■ What you should do ■
Do not copy the pictures; transcribe all other material exactly.
——
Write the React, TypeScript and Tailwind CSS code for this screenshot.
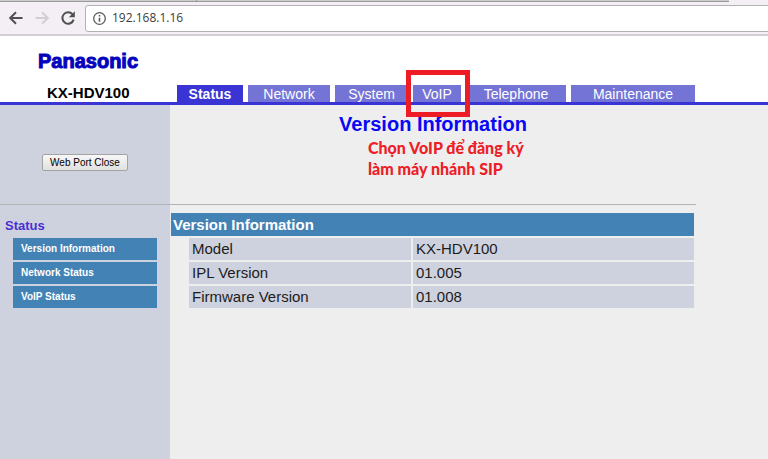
import React from "react";

type Tab = { label: string; width: string; active?: boolean; marked?: boolean };

const tabs: Tab[] = [
  { label: "Status", width: "w-[66px]", active: true },
  { label: "Network", width: "w-[82px]" },
  { label: "System", width: "w-[73px]" },
  { label: "VoIP", width: "w-[48px]", marked: true },
  { label: "Telephone", width: "w-[100px]" },
  { label: "Maintenance", width: "w-[124px]" },
];

const menu = ["Version Information", "Network Status", "VoIP Status"];

const rows: [string, string][] = [
  ["Model", "KX-HDV100"],
  ["IPL Version", "01.005"],
  ["Firmware Version", "01.008"],
];

function BrowserBar() {
  return (
    <div className="border-b-2 border-[#d0ced1] bg-[#f3eff4]">
      <div className="flex h-[2px]">
        <div className="w-[196px] border-b border-[#9b9b9b] bg-[#cccccc]" />
        <div className="w-[533px] border-b border-l border-[#9b9b9b] bg-[#cccccc]" />
      </div>
      <div className="flex h-8 items-center pt-1 pb-1">
        <button aria-label="Back" className="ml-2 flex h-4 w-4 items-center justify-center">
          <svg width="16" height="16" viewBox="0 0 16 16" fill="none" stroke="#505050" strokeWidth="2">
            <path d="M14.5 8H2.5M8 2.2L2.2 8L8 13.8" />
          </svg>
        </button>
        <button aria-label="Forward" className="ml-[10px] flex h-4 w-4 items-center justify-center">
          <svg width="16" height="16" viewBox="0 0 16 16" fill="none" stroke="#d2cfd3" strokeWidth="2">
            <path d="M1.5 8H13.5M8 2.2L13.8 8L8 13.8" />
          </svg>
        </button>
        <button aria-label="Reload" className="ml-[10px] flex h-4 w-4 items-center justify-center">
          <svg width="16" height="16" viewBox="0 0 16 16" fill="none">
            <path d="M13.6 9.6A5.7 5.7 0 1 1 12.4 4.2" stroke="#505050" strokeWidth="2" />
            <path d="M14.8 1.2V7.2H8.8Z" fill="#505050" />
          </svg>
        </button>
        <label className="-mr-2 ml-[9px] flex h-[27px] flex-1 items-center rounded-[3px] border border-[#b3b1b4] bg-white pl-[7px]">
          <svg width="13" height="13" viewBox="0 0 13 13" fill="none" stroke="#5a5a5a">
            <circle cx="6.5" cy="6.5" r="5.8" strokeWidth="1.3" />
            <path d="M6.5 5.7V9.8M6.5 3V4.5" strokeWidth="1.6" />
          </svg>
          <input
            aria-label="Address"
            defaultValue="192.168.1.16"
            className="ml-[6px] min-w-0 flex-1 bg-transparent font-['Open_Sans',sans-serif] text-[12px] leading-4 text-[#3c3c3c] outline-none"
          />
        </label>
      </div>
    </div>
  );
}

function Header() {
  return (
    <header className="flex h-[69px] items-end border-b-[3px] border-[#3a34d4] bg-white">
      <div className="w-[177px] shrink-0">
        <div className="pl-[38px] text-[20px] leading-6 font-bold text-[#0404bd] [-webkit-text-stroke:1px_#0404bd]">
          Panasonic
        </div>
        <div className="mt-[11px] pl-[47px] text-[15px] leading-[18px] font-bold text-black">KX-HDV100</div>
      </div>
      <nav className="flex gap-[5px]">
        {tabs.map((t) => (
          <div key={t.label} className={`relative ${t.width}`}>
            <a
              href="#"
              className={`block h-[17px] text-center text-[14px] leading-[19px] text-white ${
                t.active ? "bg-[#3a34d4] font-bold" : "bg-[#7474d6]"
              }`}
            >
              {t.label}
            </a>
            {t.marked && (
              <div className="absolute -top-[15px] -right-[9px] -bottom-[15px] -left-[7px] z-10 border-[5px] border-[#ee1c25]" />
            )}
          </div>
        ))}
      </nav>
    </header>
  );
}

export default function App() {
  return (
    <div className="flex min-h-screen flex-col overflow-x-hidden bg-[#eeeeee] font-['Liberation_Sans',Arial,sans-serif]">
      <BrowserBar />
      <Header />
      <div className="flex flex-1">
        <aside className="w-[170px] shrink-0 bg-[#ced2de]">
          <div className="flex h-[100px] items-center justify-center border-b border-[#b4b4b8] pt-[15px]">
            <button className="h-[17px] w-[86px] rounded-[2px] border border-[#a3a3a3] bg-gradient-to-b from-[#f8f8f8] to-[#e0e0e0] text-[10px] leading-[15px] text-black">
              Web Port Close
            </button>
          </div>
          <h3 className="mt-3 pl-[5px] text-[13px] leading-[18px] font-bold text-[#4a2fd2]">Status</h3>
          <ul className="mt-[3px] mr-[13px] ml-[13px] flex flex-col gap-[2px]">
            {menu.map((m) => (
              <li key={m}>
                <a
                  href="#"
                  className="block bg-[#4282b5] pl-[8px] text-[10px] leading-[22px] font-bold text-white"
                >
                  {m}
                </a>
              </li>
            ))}
          </ul>
        </aside>
        <main className="max-w-[526px] flex-1">
          <div className="h-[100px] border-b border-[#b4b4b4] pt-[6px]">
            <h1 className="text-center text-[20px] leading-[26px] font-bold text-[#0808f4]">
              Version Information
            </h1>
            <p className="ml-[198px] font-['Lato','Noto_Sans',sans-serif] text-[16px] leading-[21px] font-black text-[#ec2027]">
              Chọn VoIP để đăng ký
              <br />
              làm máy nhánh SIP
            </p>
          </div>
          <h2 className="mt-2 mr-[2px] ml-px bg-[#4282b5] pl-[2px] text-[15px] leading-[23px] font-bold text-white">
            Version Information
          </h2>
          <div className="pl-[17px]">
            <table className="w-full table-fixed border-separate border-spacing-[2px] text-left text-[15px] leading-[22px] text-[#1c1c1c]">
              <tbody>
                {rows.map(([k, v]) => (
                  <tr key={k}>
                    <th scope="row" className="w-[222px] bg-[#ced2de] p-0 pl-[3px] font-normal">
                      {k}
                    </th>
                    <td className="bg-[#ced2de] p-0 pl-[3px]">{v}</td>
                  </tr>
                ))}
              </tbody>
            </table>
          </div>
        </main>
      </div>
    </div>
  );
}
——
■ Exercise solution ■
Write the React, TypeScript and Tailwind CSS code for this screenshot.
import React from "react";

type Tab = { label: string; width: string; active?: boolean; marked?: boolean };

const tabs: Tab[] = [
  { label: "Status", width: "w-[66px]", active: true },
  { label: "Network", width: "w-[82px]" },
  { label: "System", width: "w-[73px]" },
  { label: "VoIP", width: "w-[48px]", marked: true },
  { label: "Telephone", width: "w-[100px]" },
  { label: "Maintenance", width: "w-[124px]" },
];

const menu = ["Version Information", "Network Status", "VoIP Status"];

const rows: [string, string][] = [
  ["Model", "KX-HDV100"],
  ["IPL Version", "01.005"],
  ["Firmware Version", "01.008"],
];

function BrowserBar() {
  return (
    <div className="border-b-2 border-[#d0ced1] bg-[#f3eff4]">
      <div className="flex h-[2px]">
        <div className="w-[196px] border-b border-[#9b9b9b] bg-[#cccccc]" />
        <div className="w-[533px] border-b border-l border-[#9b9b9b] bg-[#cccccc]" />
      </div>
      <div className="flex h-8 items-center pt-1 pb-1">
        <button aria-label="Back" className="ml-2 flex h-4 w-4 items-center justify-center">
          <svg width="16" height="16" viewBox="0 0 16 16" fill="none" stroke="#505050" strokeWidth="2">
            <path d="M14.5 8H2.5M8 2.2L2.2 8L8 13.8" />
          </svg>
        </button>
        <button aria-label="Forward" className="ml-[10px] flex h-4 w-4 items-center justify-center">
          <svg width="16" height="16" viewBox="0 0 16 16" fill="none" stroke="#d2cfd3" strokeWidth="2">
            <path d="M1.5 8H13.5M8 2.2L13.8 8L8 13.8" />
          </svg>
        </button>
        <button aria-label="Reload" className="ml-[10px] flex h-4 w-4 items-center justify-center">
          <svg width="16" height="16" viewBox="0 0 16 16" fill="none">
            <path d="M13.6 9.6A5.7 5.7 0 1 1 12.4 4.2" stroke="#505050" strokeWidth="2" />
            <path d="M14.8 1.2V7.2H8.8Z" fill="#505050" />
          </svg>
        </button>
        <label className="-mr-2 ml-[9px] flex h-[27px] flex-1 items-center rounded-[3px] border border-[#b3b1b4] bg-white pl-[7px]">
          <svg width="13" height="13" viewBox="0 0 13 13" fill="none" stroke="#5a5a5a">
            <circle cx="6.5" cy="6.5" r="5.8" strokeWidth="1.3" />
            <path d="M6.5 5.7V9.8M6.5 3V4.5" strokeWidth="1.6" />
          </svg>
          <input
            aria-label="Address"
            defaultValue="192.168.1.16"
            className="ml-[6px] min-w-0 flex-1 bg-transparent font-['Open_Sans',sans-serif] text-[12px] leading-4 text-[#3c3c3c] outline-none"
          />
        </label>
      </div>
    </div>
  );
}

function Header() {
  return (
    <header className="flex h-[69px] items-end border-b-[3px] border-[#3a34d4] bg-white">
      <div className="w-[177px] shrink-0">
        <div className="pl-[38px] text-[20px] leading-6 font-bold text-[#0404bd] [-webkit-text-stroke:1px_#0404bd]">
          Panasonic
        </div>
        <div className="mt-[11px] pl-[47px] text-[15px] leading-[18px] font-bold text-black">KX-HDV100</div>
      </div>
      <nav className="flex gap-[5px]">
        {tabs.map((t) => (
          <div key={t.label} className={`relative ${t.width}`}>
            <a
              href="#"
              className={`block h-[17px] text-center text-[14px] leading-[19px] text-white ${
                t.active ? "bg-[#3a34d4] font-bold" : "bg-[#7474d6]"
              }`}
            >
              {t.label}
            </a>
            {t.marked && (
              <div className="absolute -top-[15px] -right-[9px] -bottom-[15px] -left-[7px] z-10 border-[5px] border-[#ee1c25]" />
            )}
          </div>
        ))}
      </nav>
    </header>
  );
}

export default function App() {
  return (
    <div className="flex min-h-screen flex-col overflow-x-hidden bg-[#eeeeee] font-['Liberation_Sans',Arial,sans-serif]">
      <BrowserBar />
      <Header />
      <div className="flex flex-1">
        <aside className="w-[170px] shrink-0 bg-[#ced2de]">
          <div className="flex h-[100px] items-center justify-center border-b border-[#b4b4b8] pt-[15px]">
            <button className="h-[17px] w-[86px] rounded-[2px] border border-[#a3a3a3] bg-gradient-to-b from-[#f8f8f8] to-[#e0e0e0] text-[10px] leading-[15px] text-black">
              Web Port Close
            </button>
          </div>
          <h3 className="mt-3 pl-[5px] text-[13px] leading-[18px] font-bold text-[#4a2fd2]">Status</h3>
          <ul className="mt-[3px] mr-[13px] ml-[13px] flex flex-col gap-[2px]">
            {menu.map((m) => (
              <li key={m}>
                <a
                  href="#"
                  className="block bg-[#4282b5] pl-[8px] text-[10px] leading-[22px] font-bold text-white"
                >
                  {m}
                </a>
              </li>
            ))}
          </ul>
        </aside>
        <main className="max-w-[526px] flex-1">
          <div className="h-[100px] border-b border-[#b4b4b4] pt-[6px]">
            <h1 className="text-center text-[20px] leading-[26px] font-bold text-[#0808f4]">
              Version Information
            </h1>
            <p className="ml-[198px] font-['Lato','Noto_Sans',sans-serif] text-[16px] leading-[21px] font-black text-[#ec2027]">
              Chọn VoIP để đăng ký
              <br />
              làm máy nhánh SIP
            </p>
          </div>
          <h2 className="mt-2 mr-[2px] ml-px bg-[#4282b5] pl-[2px] text-[15px] leading-[23px] font-bold text-white">
            Version Information
          </h2>
          <div className="pl-[17px]">
            <table className="w-full table-fixed border-separate border-spacing-[2px] text-left text-[15px] leading-[22px] text-[#1c1c1c]">
              <tbody>
                {rows.map(([k, v]) => (
                  <tr key={k}>
                    <th scope="row" className="w-[222px] bg-[#ced2de] p-0 pl-[3px] font-normal">
                      {k}
                    </th>
                    <td className="bg-[#ced2de] p-0 pl-[3px]">{v}</td>
                  </tr>
                ))}
              </tbody>
            </table>
          </div>
        </main>
      </div>
    </div>
  );
}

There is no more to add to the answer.